So far, the discussion – sparked by Michael Lewis’s Flash Boys – about the privately planned and financed construction of a tunnel in which a fiber cable is run from Chicago to New Jersey misses some important points. (I reach this assessment without having read everything that’s out there on the matter. It’s possible that I’ve missed some sterling blog posts or magazine essays on the matter.) The object of the tunnel’s builders is to shave a few milliseconds off of the time that it takes traders in New Jersey to get information on asset prices in Chicago.
(Paul Krugman, unsurprisingly, uses this project as yet another opportunity for him to perform as the hero of Upper East Side populistas – a species of populists who, ignorant of basic economics, gripe about the alleged predations of successful business people while on their way, not to NASCAR races, but to Milan for a few nights of opera at La Scala.
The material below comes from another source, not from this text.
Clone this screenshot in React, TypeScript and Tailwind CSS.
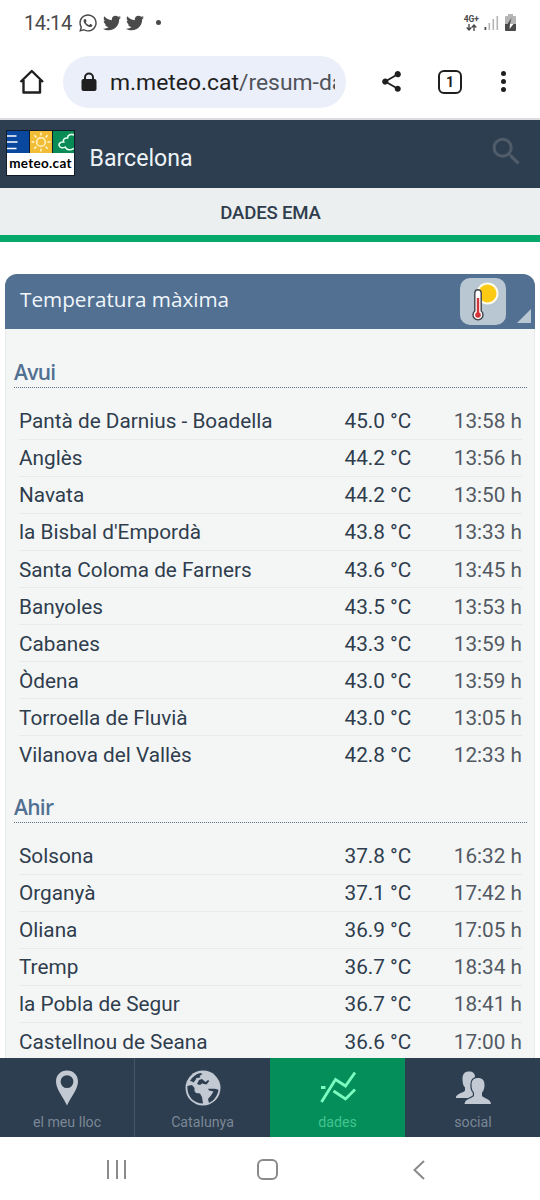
import { FaTwitter, FaWhatsapp } from "react-icons/fa";
import { MdSearch, MdShare } from "react-icons/md";

type Reading = {
  place: string;
  value: string;
  time: string;
};

const today: Reading[] = [
  { place: "Pantà de Darnius - Boadella", value: "45.0 °C", time: "13:58 h" },
  { place: "Anglès", value: "44.2 °C", time: "13:56 h" },
  { place: "Navata", value: "44.2 °C", time: "13:50 h" },
  { place: "la Bisbal d'Empordà", value: "43.8 °C", time: "13:33 h" },
  { place: "Santa Coloma de Farners", value: "43.6 °C", time: "13:45 h" },
  { place: "Banyoles", value: "43.5 °C", time: "13:53 h" },
  { place: "Cabanes", value: "43.3 °C", time: "13:59 h" },
  { place: "Òdena", value: "43.0 °C", time: "13:59 h" },
  { place: "Torroella de Fluvià", value: "43.0 °C", time: "13:05 h" },
  { place: "Vilanova del Vallès", value: "42.8 °C", time: "12:33 h" },
];

const yesterday: Reading[] = [
  { place: "Solsona", value: "37.8 °C", time: "16:32 h" },
  { place: "Organyà", value: "37.1 °C", time: "17:42 h" },
  { place: "Oliana", value: "36.9 °C", time: "17:05 h" },
  { place: "Tremp", value: "36.7 °C", time: "18:34 h" },
  { place: "la Pobla de Segur", value: "36.7 °C", time: "18:41 h" },
  { place: "Castellnou de Seana", value: "36.6 °C", time: "17:00 h" },
];

function StatusBar() {
  return (
    <div className="flex h-[45px] shrink-0 items-center pl-[24px] pr-[24px] text-[#4a4a4a]">
      <span className="mt-px w-[49px] whitespace-nowrap text-[20px] leading-none tracking-[-0.4px]">14:14</span>
      <FaWhatsapp className="ml-[5px] size-[20px]" />
      <FaTwitter className="ml-[5px] size-[18px]" />
      <FaTwitter className="ml-[5px] size-[18px]" />
      <span className="ml-[12px] size-[5px] rounded-full bg-[#4a4a4a]" />
      <div className="ml-auto flex items-center">
        <div className="flex flex-col items-center">
          <span className="text-[8.5px] font-bold leading-[9px]">4G+</span>
          <svg className="h-[7px] w-[11px]" viewBox="0 0 11 7" fill="none" stroke="currentColor" strokeWidth="1.4">
            <path d="M3 0v6M.7 3.6 3 6l2.3-2.4M8 7V1M5.7 3.4 8 1l2.3 2.4" />
          </svg>
        </div>
        <svg className="ml-[5px] h-[15px] w-[15px]" viewBox="0 0 15 15">
          <path d="M.5 12h1.8v3H.5z" fill="#4a4a4a" />
          <path d="M4.5 8h1.6v7H4.5zM8.5 4h1.6v11H8.5zM12.5 1h1.6v14h-1.6z" fill="#b5b5b5" />
        </svg>
        <svg className="ml-[6px] h-[17px] w-[11px]" viewBox="0 0 11 17">
          <path d="M3 0h5v2h2a1 1 0 0 1 1 1v7H0V3a1 1 0 0 1 1-1h2z" fill="#b5b5b5" />
          <path d="M0 10h11v6a1 1 0 0 1-1 1H1a1 1 0 0 1-1-1z" fill="#4a4a4a" />
          <path d="M6.500 4 2.500 10H5z" fill="#4a4a4a" />
          <path d="M5 10h3.500L4.500 15z" fill="#fff" />
        </svg>
      </div>
    </div>
  );
}

function BrowserBar() {
  return (
    <div className="flex h-[75px] shrink-0 items-center border-b-2 border-[#dadce0] pl-[19px] pr-[34px] text-[#1f1f1f]">
      <svg className="h-[26px] w-[26px]" viewBox="0 0 26 26" fill="none" stroke="currentColor" strokeWidth="2.4" strokeLinejoin="round">
        <path d="M1.500 13 12.800 2 24 13M4.500 11v12.500h16.500V11" />
      </svg>
      <div className="ml-[18px] flex h-[52px] w-[283px] items-center rounded-full bg-[#ebeff9] pl-[18px] pr-[11px]">
        <svg className="h-[20px] w-[16px] shrink-0" viewBox="0 0 16 20">
          <path d="M4 8V5.500a4 4 0 0 1 8 0V8" fill="none" stroke="currentColor" strokeWidth="2" />
          <rect x=".5" y="7" width="15" height="12" rx="2" fill="currentColor" />
        </svg>
        <div className="ml-[13px] mt-[2px] w-[225px] overflow-hidden whitespace-nowrap text-[22.9px] leading-[32px]">
          m.meteo.cat<span className="text-[#50535a]">/resum-da</span>
        </div>
      </div>
      <MdShare className="ml-[33px] size-[25px]" />
      <div className="ml-[34px] flex size-[24px] items-center justify-center rounded-[6px] border-[2.5px] border-[#1f1f1f] text-[14px] font-bold leading-none">
        1
      </div>
      <div className="ml-auto flex flex-col gap-[3px]">
        <span className="size-[5px] rounded-full bg-[#1f1f1f]" />
        <span className="size-[5px] rounded-full bg-[#1f1f1f]" />
        <span className="size-[5px] rounded-full bg-[#1f1f1f]" />
      </div>
    </div>
  );
}

function Logo() {
  return (
    <div className="mb-[2px] flex h-[46px] w-[69px] flex-col border border-[#111c2a] bg-white">
      <svg className="h-[22px] w-[67px] shrink-0" viewBox="0 0 67 22" fill="none">
        <path d="M0 0h22v22H0z" fill="#0a479f" />
        <path d="M22 0h23v22H22z" fill="#f2bd36" />
        <path d="M45 0h22v22H45z" fill="#098b55" />
        <path d="M22.500 0v22M45.500 0v22" stroke="#111c2a" />
        <path d="M0 5h9.500M0 11h10.500M0 17.500h9.500" stroke="#fff" strokeWidth="1.6" />
        <circle cx="34" cy="11" r="4.300" stroke="#fff5c4" strokeWidth="1.5" />
        <path
          d="M34 1.500v3M34 17.500v3M24.500 11h3M40.500 11h3M27.300 4.300l2.100 2.100M38.600 15.600l2.100 2.100M27.300 17.700l2.100-2.100M38.600 6.400l2.100-2.100"
          stroke="#fff5c4"
          strokeWidth="1.5"
        />
        <path
          d="M67 4c-3-1.500-6.500 0-6.500 3-3-.3-4.800 1.600-3.800 4-3.500-.2-5.200 1.800-4.500 3.800.8 2.200 3.700 2.400 6 1.300 1.500 3 5.500 3.500 8.800 1.200"
          stroke="#e4fff0"
          strokeWidth="1.6"
        />
      </svg>
      <span className="whitespace-nowrap text-center font-[Lato,sans-serif] text-[13.5px] font-bold leading-[20px] tracking-[0.3px] text-black">
        meteo.cat
      </span>
    </div>
  );
}

function Header() {
  return (
    <header className="flex h-[68px] shrink-0 items-center bg-[#2d3e50] pl-[6px] pr-[15px]">
      <Logo />
      <h1 className="ml-[14.5px] mt-[10px] text-[23.1px] leading-[30px] text-[#eef3f7]">Barcelona</h1>
      <MdSearch className="mb-[5px] ml-auto size-[37px] text-[#505c69]" />
    </header>
  );
}

function ThermometerBadge() {
  return (
    <svg className="h-[47px] w-[46px]" viewBox="0 0 46 47">
      <rect width="46" height="47" rx="10" fill="#b9c7d3" />
      <circle cx="27.500" cy="15.500" r="11" fill="#fffbea" />
      <circle cx="27.500" cy="15.500" r="9" fill="#fcc913" />
      <path d="M14.800 15a3.200 3.200 0 0 1 6.400 0v18a5 5 0 1 1-6.400 0z" fill="#fff" stroke="#3f4248" strokeWidth="1.4" />
      <path d="M18 20v17" stroke="#d1353a" strokeWidth="2.4" />
      <circle cx="18" cy="37" r="2.800" fill="#d1353a" />
    </svg>
  );
}

function ReadingList({ title, readings }: { title: string; readings: Reading[] }) {
  return (
    <section>
      <h3 className="h-[29px] border-b border-dotted border-[#5f6f7f] font-['Open_Sans',sans-serif] text-[21px] font-semibold leading-[27px] tracking-[-0.7px] text-[#527092]">
        {title}
      </h3>
      <ul className="mx-[5px] mt-[14.5px]">
        {readings.map((reading) => (
          <li
            key={reading.place}
            className="flex h-[37.1px] items-center border-b border-[#e8ebec] pt-[2px] text-[20.75px] leading-none text-[#2f3d4d] last:border-transparent"
          >
            <span className="w-[325.5px] whitespace-nowrap">{reading.place}</span>
            <span className="whitespace-nowrap">{reading.value}</span>
            <span className="ml-auto whitespace-nowrap text-[#535a63]">{reading.time}</span>
          </li>
        ))}
      </ul>
    </section>
  );
}

function PinIcon() {
  return (
    <svg className="h-[36px] w-[24px]" viewBox="0 0 24 36">
      <path
        fillRule="evenodd"
        d="M12 .5C5.500.500 1 5.200 1 11.500 1 19 7.500 26 12 35.500 16.500 26 23 19 23 11.500 23 5.200 18.500.500 12 .500zM12 5.200a6.400 6.400 0 1 1 0 12.800 6.400 6.400 0 0 1 0-12.800z"
        fill="#c3c9d2"
      />
    </svg>
  );
}

function GlobeIcon() {
  return (
    <svg className="size-[36px]" viewBox="0 0 36 36">
      <circle cx="18" cy="18" r="17.500" fill="#c3c9d2" />
      <g fill="#2d3e50">
        <path d="M2.300 16 7 15l2.500 3 0 3 1.500 2 4 .5L17 27l1 6.500C9 33.500 2 27 2.300 16z" />
        <path d="M5 11c2-4 6-7 10.500-8l2 1-3 2 1 1.500-4 .5-1 2-2 2.500L7 11.500z" />
        <path d="m14 10 3-1 3.500 3L23 10l1.300 1L21.500 14.500 17 13.500 15 15l-3-1z" />
        <path d="M23 18.800h7l3.500 1C32.500 26.500 28.500 31 24 33l-1-4 3-3.500 2.500-4-4.500-1z" />
      </g>
    </svg>
  );
}

function TrendIcon() {
  return (
    <svg className="size-[36px]" viewBox="0 0 36 36" fill="none" stroke="#7dfcc0" strokeWidth="2.8">
      <path d="M1.500 32 15.500 9.500l10 6.500L35 2.500M13.500 21 25.500 29 35 19.500M1 17.500h4.500" />
    </svg>
  );
}

function PeopleIcon() {
  const front =
    "M23 8c4.500 0 6.500 2.500 6.500 7 0 3.500-1 6-2.500 7.500v3.500c2 2.500 8.500 2.500 9 8H9.500c.5-5.500 7.500-5.500 9.500-8v-3.500C17.500 21 16.500 18.500 16.500 15c0-4.500 2-7 6.500-7z";

  return (
    <svg className="size-[36px]" viewBox="0 0 36 36" fill="#c3c9d2">
      <path d="M14 1.500c4 0 6 2 6 5.500L18 20v8H.8c.5-5 7.200-4.500 9.200-7.500v-3C8.500 16 7.500 13.500 7.500 9c0-5 2-7.500 6.500-7.500z" />
      <path d={front} stroke="#2d3e50" strokeWidth="2.4" />
      <path d={front} />
    </svg>
  );
}

function BottomNav() {
  return (
    <nav className="grid h-[79px] shrink-0 grid-cols-4 bg-[#2d3e50] text-[14.2px] leading-[18px] text-[#7b8795]">
      <div className="flex flex-col items-center gap-[7px] border-r border-[#44566a] pt-[12px]">
        <PinIcon />
        <span>el meu lloc</span>
      </div>
      <div className="flex flex-col items-center gap-[7px] pt-[12px]">
        <GlobeIcon />
        <span>Catalunya</span>
      </div>
      <div className="flex flex-col items-center gap-[7px] bg-[#038e5a] pt-[12px] text-[#43c48f]">
        <TrendIcon />
        <span>dades</span>
      </div>
      <div className="flex flex-col items-center gap-[7px] pl-px pt-[12px]">
        <PeopleIcon />
        <span>social</span>
      </div>
    </nav>
  );
}

function SystemNav() {
  return (
    <div className="flex h-[63px] shrink-0 items-center pl-[107px] pt-[2px] text-[#8a8a8a]">
      <div className="flex h-[19px] w-[19px] justify-between">
        <span className="w-[2px] bg-[#8a8a8a]" />
        <span className="w-[2px] bg-[#8a8a8a]" />
        <span className="w-[2px] bg-[#8a8a8a]" />
      </div>
      <span className="ml-[131px] size-[21px] rounded-[6px] border-2 border-[#8a8a8a]" />
      <svg className="ml-[135px] h-[20px] w-[12px]" viewBox="0 0 12 20" fill="none" stroke="currentColor" strokeWidth="2">
        <path d="M11 1 1.500 10l9.500 9" />
      </svg>
    </div>
  );
}

export default function App() {
  return (
    <div className="flex h-[1200px] w-[540px] flex-col overflow-hidden bg-white font-[Roboto,sans-serif]">
      <StatusBar />
      <BrowserBar />
      <Header />
      <div className="flex h-[54px] shrink-0 items-center justify-center border-b-[7px] border-[#06a96b] bg-[#ebeff0] pl-px pt-[5px] text-[18.6px] font-medium tracking-[-0.2px] text-[#2f3d4d]">
        DADES EMA
      </div>
      <main className="min-h-0 flex-1 overflow-hidden px-[5px] pt-[32px]">
        <div className="h-[900px] rounded-t-[12px] border border-[#e9ecec] bg-[#f4f6f6]">
          <div className="relative -mx-px -mt-px flex h-[55px] items-center justify-between rounded-t-[12px] bg-[#517092] pl-[15px] pr-[29px]">
            <h2 className="mb-[3px] font-['Open_Sans',sans-serif] text-[20.7px] text-[#f1f6fb]">Temperatura màxima</h2>
            <ThermometerBadge />
            <svg className="absolute bottom-[6px] right-[4px] size-[14px]" viewBox="0 0 14 14">
              <path d="M14 0v14H0z" fill="#b9c7d3" />
            </svg>
          </div>
          <div className="flex flex-col gap-[20.5px] pl-[8px] pr-[7px] pt-[30px]">
            <ReadingList title="Avui" readings={today} />
            <ReadingList title="Ahir" readings={yesterday} />
          </div>
        </div>
      </main>
      <BottomNav />
      <SystemNav />
    </div>
  );
}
The venues of the griping are more upscale for the populistas than they are for the populists, and that griping is lubricated with finer beverages, but the economic quality of the griping is the same: horrid.)
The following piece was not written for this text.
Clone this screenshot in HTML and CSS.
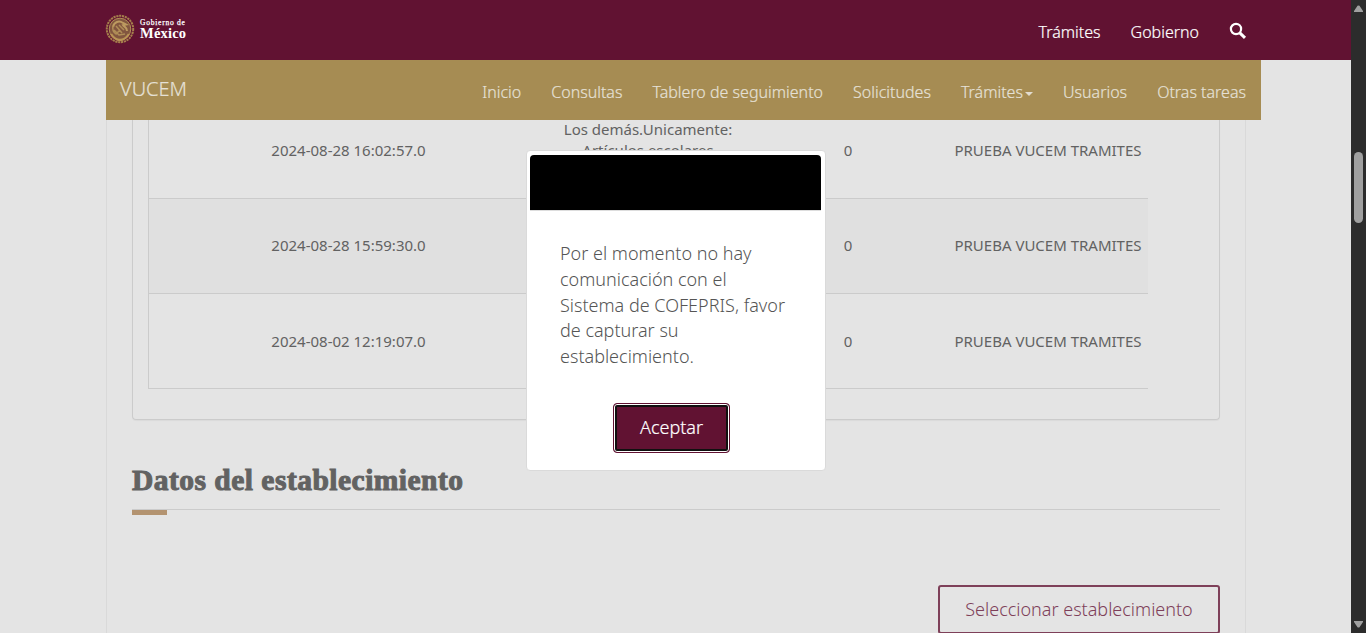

So here are some matters about this tunnel to consider.
– The tunnel is an example of privately constructed infrastructure. Even if you believe that this tunnel’s construction and use are socially wasteful, you cannot doubt that the tunnel and its fiber cable are hard evidence against the proposition that only government has the vision, incentive, and wherewithal to construct big and pricey physical pieces of infrastructure.
– One result of the tunnel and its fiber cable is to cause asset prices at point B to reflect more quickly than otherwise information about asset prices at point A. Prices are brought more closely into line with each other more rapidly. The law of one price holds in practice more closely to its theoretical ideal. The consequence is a pattern of prices across space and time that resembles more closely the results of perfect-information models. Curiously, many objections leveled by economists such as Joseph Stiglitz against real-world market processes is that in reality prices and information are not as perfect as they are in these economists’ favorite textbook models. This fiber-cable tunnel – by speeding market information more quickly across space – should be applauded by economists for shaving away from real-world markets some of the ‘imperfections’ that are frequently complained about and used to justify government intervention.
– In fact (as Tuesday’s Quotation of the Day noted) one of the finest features of the real-world market process is that it is an ongoing and decentralized orgy of experimentation (and resulting discovery). Private people spending their own money competing for market share, for profits, for access to consumer goods and services. No one possesses anything remotely close to perfect information. Therefore, the best way we can discover and use much more information than anyone could possibly come to learn through excogitation or isolated individual actions is to employ a system – or an “order” – that encourages countless individuals to act on their own pieces of information and hunches in competition and cooperation with countless other individuals. When each person does so with skin in the game – spending his or her own money (or money voluntarily entrusted to him or her by others) – prudence in acting on these individual pieces of information and hunches is encouraged. People are more prudent in these actions than they are when they are spending other people’s money.
The competitive process over time ‘selects’ and nourishes worthwhile projects as it identifies and starves wasteful projects. At no time is the array of existing projects perfect in any sense. And there’s no reason to believe that projects that are in fact worthwhile today will necessarily continue to be worthwhile tomorrow. So to identify after the fact – after the competitive process has performed one of its feats of discovery – a market action or a project that has failed is not to identify an example of some action or project that is wasteful in a larger sense. It is not to identify an action or project that could possibly have been known ahead of time by any mortal to be an action or project that should not have been allowed to move forward. That failed action or project was part of a competitive discovery process, funded and operated by individuals each with skin in the game.
The fiber-cable tunnel might or might not prove to be socially worthwhile. We simply do not know, and neither do Michael Lewis nor Paul Krugman. Of course it is costly – the resources used in it have alternative, valuable uses. But in our world of scarcity every decision is costly. (Cost is inseparable from choice.) It is a display of economic ignorance to object to the fiber-cable tunnel on the grounds that the resources used in it have other uses, or on the grounds that these resources have other uses that might prove later to have been more valuable than their use in the tunnel.
The best we can say about the fiber-cable tunnel now is that – because it is privately funded, built, and maintained for the purpose of enabling private market participants to enhance their prospects for earning profits in a competitive, largely private market – the resources used in the tunnel are more likely to prove to be productively used (that is, worth their costs) in this tunnel than in any other alternative ways known now to any mortal.